(RECORD SET):
┄┄┄┄┄┄

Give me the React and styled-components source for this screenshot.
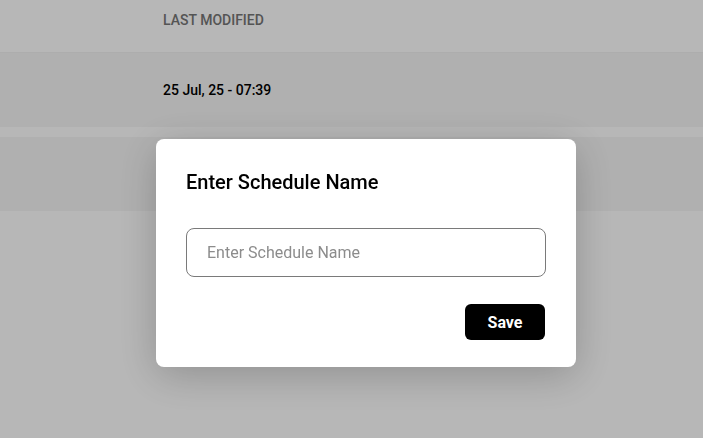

┄┄┄┄┄┄

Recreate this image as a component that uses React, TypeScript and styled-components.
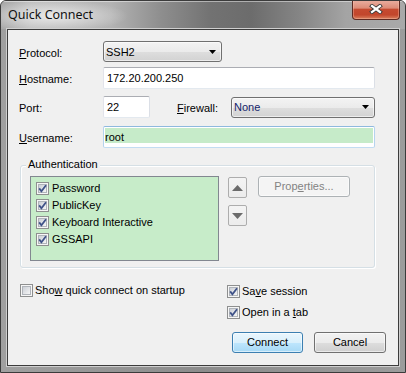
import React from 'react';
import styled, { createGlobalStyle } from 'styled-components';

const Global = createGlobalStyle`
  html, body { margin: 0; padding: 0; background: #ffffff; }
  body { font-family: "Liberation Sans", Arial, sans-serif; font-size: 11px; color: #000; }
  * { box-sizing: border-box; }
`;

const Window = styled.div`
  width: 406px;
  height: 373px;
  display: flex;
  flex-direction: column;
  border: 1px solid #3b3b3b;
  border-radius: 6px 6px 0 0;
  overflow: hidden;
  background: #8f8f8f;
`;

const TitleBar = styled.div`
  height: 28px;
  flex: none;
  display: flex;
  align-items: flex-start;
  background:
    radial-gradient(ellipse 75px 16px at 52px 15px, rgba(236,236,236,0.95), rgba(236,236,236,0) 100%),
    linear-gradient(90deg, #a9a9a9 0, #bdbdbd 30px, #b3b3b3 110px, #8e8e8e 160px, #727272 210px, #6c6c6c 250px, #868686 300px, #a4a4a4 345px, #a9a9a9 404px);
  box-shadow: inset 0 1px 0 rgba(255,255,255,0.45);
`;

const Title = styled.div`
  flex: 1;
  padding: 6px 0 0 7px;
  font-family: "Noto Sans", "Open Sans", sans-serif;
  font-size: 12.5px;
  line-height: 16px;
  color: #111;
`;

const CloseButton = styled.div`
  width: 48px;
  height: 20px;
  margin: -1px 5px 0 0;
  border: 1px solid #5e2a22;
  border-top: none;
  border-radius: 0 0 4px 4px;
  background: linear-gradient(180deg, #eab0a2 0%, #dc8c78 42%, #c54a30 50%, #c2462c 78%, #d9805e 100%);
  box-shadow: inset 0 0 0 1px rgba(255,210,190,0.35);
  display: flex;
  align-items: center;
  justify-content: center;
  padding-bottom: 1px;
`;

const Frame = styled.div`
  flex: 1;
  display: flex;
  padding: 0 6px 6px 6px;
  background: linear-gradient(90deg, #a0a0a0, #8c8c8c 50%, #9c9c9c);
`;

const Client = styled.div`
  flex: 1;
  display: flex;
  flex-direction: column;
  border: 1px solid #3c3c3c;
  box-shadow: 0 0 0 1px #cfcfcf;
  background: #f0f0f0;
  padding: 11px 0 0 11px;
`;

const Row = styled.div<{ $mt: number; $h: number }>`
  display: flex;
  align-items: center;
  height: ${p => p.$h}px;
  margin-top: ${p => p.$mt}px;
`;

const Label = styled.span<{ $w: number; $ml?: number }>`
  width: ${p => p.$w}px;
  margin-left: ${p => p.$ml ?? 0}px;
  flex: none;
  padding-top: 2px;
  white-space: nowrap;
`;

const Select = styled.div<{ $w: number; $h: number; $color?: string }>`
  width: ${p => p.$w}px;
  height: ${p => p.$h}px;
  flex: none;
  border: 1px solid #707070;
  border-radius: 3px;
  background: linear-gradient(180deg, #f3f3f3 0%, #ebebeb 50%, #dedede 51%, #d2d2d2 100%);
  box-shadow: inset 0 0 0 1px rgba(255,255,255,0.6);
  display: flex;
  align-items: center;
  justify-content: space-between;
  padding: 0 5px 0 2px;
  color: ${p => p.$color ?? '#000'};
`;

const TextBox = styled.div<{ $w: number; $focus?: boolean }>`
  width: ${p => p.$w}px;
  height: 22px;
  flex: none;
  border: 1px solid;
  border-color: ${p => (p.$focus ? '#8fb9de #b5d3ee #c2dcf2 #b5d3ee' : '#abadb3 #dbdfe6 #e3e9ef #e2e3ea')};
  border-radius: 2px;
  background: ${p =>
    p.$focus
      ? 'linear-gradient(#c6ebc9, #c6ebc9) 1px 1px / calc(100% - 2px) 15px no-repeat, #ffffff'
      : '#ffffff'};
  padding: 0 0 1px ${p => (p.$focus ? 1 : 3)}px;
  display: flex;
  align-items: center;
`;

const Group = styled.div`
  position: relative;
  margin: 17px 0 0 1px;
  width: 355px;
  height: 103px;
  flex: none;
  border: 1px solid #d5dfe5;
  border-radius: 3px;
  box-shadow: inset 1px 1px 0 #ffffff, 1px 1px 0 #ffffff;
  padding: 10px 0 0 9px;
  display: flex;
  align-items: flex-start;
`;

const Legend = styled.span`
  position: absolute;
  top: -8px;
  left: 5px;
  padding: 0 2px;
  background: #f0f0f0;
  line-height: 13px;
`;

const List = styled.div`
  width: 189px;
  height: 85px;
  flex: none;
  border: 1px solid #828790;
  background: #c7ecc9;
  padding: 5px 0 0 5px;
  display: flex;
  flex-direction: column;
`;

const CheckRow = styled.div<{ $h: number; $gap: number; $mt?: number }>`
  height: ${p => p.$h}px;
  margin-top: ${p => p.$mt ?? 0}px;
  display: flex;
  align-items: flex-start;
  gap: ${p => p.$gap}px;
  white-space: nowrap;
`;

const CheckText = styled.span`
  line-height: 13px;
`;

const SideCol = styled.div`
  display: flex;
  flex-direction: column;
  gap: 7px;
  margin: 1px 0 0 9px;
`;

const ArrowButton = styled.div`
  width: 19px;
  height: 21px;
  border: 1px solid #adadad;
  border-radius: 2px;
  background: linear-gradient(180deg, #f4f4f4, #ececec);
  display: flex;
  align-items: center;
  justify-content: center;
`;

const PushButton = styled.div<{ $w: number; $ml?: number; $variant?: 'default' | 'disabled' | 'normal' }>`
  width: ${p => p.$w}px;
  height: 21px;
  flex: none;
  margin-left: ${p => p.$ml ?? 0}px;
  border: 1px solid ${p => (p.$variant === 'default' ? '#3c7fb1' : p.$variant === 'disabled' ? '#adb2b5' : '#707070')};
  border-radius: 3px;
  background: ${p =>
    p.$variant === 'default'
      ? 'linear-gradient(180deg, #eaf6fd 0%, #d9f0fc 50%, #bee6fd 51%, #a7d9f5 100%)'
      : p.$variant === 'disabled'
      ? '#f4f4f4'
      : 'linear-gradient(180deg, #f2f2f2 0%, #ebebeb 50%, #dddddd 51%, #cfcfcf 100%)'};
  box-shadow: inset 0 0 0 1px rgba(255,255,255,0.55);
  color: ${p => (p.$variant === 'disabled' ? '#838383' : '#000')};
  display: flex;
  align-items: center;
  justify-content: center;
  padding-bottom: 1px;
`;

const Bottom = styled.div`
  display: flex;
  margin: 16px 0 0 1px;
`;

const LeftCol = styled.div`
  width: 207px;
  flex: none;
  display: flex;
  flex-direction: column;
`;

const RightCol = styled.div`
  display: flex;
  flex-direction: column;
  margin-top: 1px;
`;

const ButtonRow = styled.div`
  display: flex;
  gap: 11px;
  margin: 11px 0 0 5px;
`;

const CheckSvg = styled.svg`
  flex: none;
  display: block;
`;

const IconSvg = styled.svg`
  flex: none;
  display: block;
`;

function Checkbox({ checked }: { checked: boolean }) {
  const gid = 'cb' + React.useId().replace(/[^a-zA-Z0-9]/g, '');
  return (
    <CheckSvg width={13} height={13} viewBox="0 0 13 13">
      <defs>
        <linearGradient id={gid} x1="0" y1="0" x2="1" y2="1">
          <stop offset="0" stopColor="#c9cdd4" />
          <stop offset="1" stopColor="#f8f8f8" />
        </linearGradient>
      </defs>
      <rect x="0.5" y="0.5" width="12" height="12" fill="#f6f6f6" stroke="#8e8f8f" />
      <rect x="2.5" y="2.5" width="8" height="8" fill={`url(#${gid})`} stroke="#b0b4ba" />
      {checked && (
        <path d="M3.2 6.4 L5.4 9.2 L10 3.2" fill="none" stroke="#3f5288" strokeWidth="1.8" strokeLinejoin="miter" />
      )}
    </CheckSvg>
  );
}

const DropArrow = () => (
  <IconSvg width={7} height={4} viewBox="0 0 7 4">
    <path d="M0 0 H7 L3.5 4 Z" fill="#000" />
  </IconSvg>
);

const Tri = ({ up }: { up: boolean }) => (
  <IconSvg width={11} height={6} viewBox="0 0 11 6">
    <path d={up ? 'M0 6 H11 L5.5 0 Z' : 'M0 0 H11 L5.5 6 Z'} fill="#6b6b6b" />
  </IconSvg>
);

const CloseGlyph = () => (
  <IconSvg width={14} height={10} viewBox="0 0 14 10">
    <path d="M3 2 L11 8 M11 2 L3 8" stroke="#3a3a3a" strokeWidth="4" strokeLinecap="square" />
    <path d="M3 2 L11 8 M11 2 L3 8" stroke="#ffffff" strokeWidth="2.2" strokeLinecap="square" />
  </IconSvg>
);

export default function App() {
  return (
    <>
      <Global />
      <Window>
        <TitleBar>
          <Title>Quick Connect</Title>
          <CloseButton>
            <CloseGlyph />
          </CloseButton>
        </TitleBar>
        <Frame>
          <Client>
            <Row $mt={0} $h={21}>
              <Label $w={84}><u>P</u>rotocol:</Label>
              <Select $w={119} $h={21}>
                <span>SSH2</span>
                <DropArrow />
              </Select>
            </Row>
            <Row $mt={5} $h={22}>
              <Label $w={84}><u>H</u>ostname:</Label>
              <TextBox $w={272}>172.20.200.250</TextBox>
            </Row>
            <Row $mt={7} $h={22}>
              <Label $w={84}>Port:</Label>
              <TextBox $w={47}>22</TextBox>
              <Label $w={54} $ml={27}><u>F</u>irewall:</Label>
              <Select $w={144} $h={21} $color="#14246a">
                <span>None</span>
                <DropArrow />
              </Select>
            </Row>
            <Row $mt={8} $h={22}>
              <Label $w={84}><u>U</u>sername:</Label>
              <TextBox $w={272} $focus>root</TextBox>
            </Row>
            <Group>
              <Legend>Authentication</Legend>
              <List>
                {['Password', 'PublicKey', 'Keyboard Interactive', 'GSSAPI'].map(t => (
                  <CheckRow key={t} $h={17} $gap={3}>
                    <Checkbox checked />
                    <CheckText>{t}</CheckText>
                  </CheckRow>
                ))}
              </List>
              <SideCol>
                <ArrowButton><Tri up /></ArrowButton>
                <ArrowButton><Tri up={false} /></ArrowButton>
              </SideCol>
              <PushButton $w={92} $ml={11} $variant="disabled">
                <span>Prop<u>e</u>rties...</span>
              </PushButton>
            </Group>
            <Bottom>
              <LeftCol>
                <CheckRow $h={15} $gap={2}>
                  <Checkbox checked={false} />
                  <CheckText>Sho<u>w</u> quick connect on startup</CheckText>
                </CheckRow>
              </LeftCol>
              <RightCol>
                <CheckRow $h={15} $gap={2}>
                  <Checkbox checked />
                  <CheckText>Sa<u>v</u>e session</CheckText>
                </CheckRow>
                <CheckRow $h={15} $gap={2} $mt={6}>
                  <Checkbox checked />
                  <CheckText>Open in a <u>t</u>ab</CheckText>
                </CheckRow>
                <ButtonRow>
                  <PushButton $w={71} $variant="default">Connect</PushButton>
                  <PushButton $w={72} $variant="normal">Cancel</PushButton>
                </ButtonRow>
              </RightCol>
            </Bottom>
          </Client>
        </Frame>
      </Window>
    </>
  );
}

┄┄┄┄┄┄

(WRITTEN INSTRUCTION): Lines that hold "components" are the ones to copy; find all of them.

(WORKED SOLUTION):
Give me the React and styled-components source for this screenshot.
Recreate this image as a component that uses React, TypeScript and styled-components.
import styled, { createGlobalStyle } from 'styled-components';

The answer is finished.